8. Judgment (In Simple Terms)
- ITC cannot be denied to a buyer merely because of mismatch between GSTR-2A and GSTR-3B.
- GSTR-2A is not conclusive proof; it is only a facilitation tool.
- If the buyer has fulfilled all Section 16(2) conditions, ITC must be allowed.
- The department should act against the supplier who failed to upload invoices, not punish the buyer.
- Automatic reversal of ITC due to supplier’s default is not permitted.
9. Significance of the Case
- Protection of Buyers:
- Genuine buyers cannot lose ITC because of supplier’s mistakes.
- Clarification on GSTR-2A:
- Establishes that GSTR-2A is not the ultimate document for ITC verification.
- Future Impact:
- The judgment strengthens taxpayers’ rights and reduces arbitrary ITC reversals.

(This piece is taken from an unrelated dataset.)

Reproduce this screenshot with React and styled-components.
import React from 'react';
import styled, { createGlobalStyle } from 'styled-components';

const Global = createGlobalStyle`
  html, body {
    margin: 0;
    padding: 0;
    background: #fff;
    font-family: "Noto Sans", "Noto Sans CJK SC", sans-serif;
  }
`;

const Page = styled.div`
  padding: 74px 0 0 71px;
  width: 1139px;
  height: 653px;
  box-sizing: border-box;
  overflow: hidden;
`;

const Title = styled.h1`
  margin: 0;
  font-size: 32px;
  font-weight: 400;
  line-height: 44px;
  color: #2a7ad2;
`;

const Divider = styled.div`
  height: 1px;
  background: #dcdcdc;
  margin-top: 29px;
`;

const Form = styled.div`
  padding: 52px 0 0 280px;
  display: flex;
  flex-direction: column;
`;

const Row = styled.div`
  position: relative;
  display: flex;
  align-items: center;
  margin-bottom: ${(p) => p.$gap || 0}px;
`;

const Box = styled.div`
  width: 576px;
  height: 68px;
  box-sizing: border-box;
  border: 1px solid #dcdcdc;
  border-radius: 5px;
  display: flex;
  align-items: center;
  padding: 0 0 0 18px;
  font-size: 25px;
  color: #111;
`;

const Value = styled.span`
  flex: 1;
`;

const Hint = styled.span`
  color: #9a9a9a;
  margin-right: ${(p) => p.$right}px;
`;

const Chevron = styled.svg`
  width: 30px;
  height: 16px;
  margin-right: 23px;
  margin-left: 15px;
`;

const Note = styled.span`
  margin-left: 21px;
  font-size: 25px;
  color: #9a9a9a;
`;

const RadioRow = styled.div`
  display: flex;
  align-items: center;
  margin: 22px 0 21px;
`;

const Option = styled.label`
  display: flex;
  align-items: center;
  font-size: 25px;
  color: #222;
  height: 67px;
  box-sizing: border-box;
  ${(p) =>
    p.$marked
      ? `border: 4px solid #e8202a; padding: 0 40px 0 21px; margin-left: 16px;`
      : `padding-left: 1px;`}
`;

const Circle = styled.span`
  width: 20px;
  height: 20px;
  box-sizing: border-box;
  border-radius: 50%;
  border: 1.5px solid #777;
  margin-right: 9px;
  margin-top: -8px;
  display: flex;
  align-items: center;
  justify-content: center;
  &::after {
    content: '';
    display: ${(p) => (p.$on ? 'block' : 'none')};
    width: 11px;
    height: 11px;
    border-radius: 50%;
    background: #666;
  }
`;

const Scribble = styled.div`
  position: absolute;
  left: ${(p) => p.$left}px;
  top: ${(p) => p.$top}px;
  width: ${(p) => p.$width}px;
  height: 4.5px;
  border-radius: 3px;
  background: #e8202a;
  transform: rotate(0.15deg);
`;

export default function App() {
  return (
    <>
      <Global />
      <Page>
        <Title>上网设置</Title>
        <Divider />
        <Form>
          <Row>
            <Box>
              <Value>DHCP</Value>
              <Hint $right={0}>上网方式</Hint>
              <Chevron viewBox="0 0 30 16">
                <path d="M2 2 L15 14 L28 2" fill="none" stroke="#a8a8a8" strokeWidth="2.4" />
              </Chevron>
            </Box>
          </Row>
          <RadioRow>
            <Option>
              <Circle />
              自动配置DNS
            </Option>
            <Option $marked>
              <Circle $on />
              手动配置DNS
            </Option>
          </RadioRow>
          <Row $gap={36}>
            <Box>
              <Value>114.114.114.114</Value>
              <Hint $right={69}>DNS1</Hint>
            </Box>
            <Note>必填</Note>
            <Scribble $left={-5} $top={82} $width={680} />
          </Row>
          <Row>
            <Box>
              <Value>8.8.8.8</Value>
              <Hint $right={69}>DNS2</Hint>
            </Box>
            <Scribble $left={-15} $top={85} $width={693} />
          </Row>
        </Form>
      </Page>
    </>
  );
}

- It sets a precedent for other High Courts and GST tribunals across India.
10. Conclusion
The Suncraft Energy judgment (2023) is a landmark ruling that safeguarded the right to ITC for honest taxpayers. It confirmed that GSTR-2A is not conclusive and that ITC cannot be denied merely due to mismatch between GSTR-2A and GSTR-3B.
By dismissing the Revenue’s appeal, the Supreme Court ensured that the burden of supplier default should not unfairly fall on the buyer.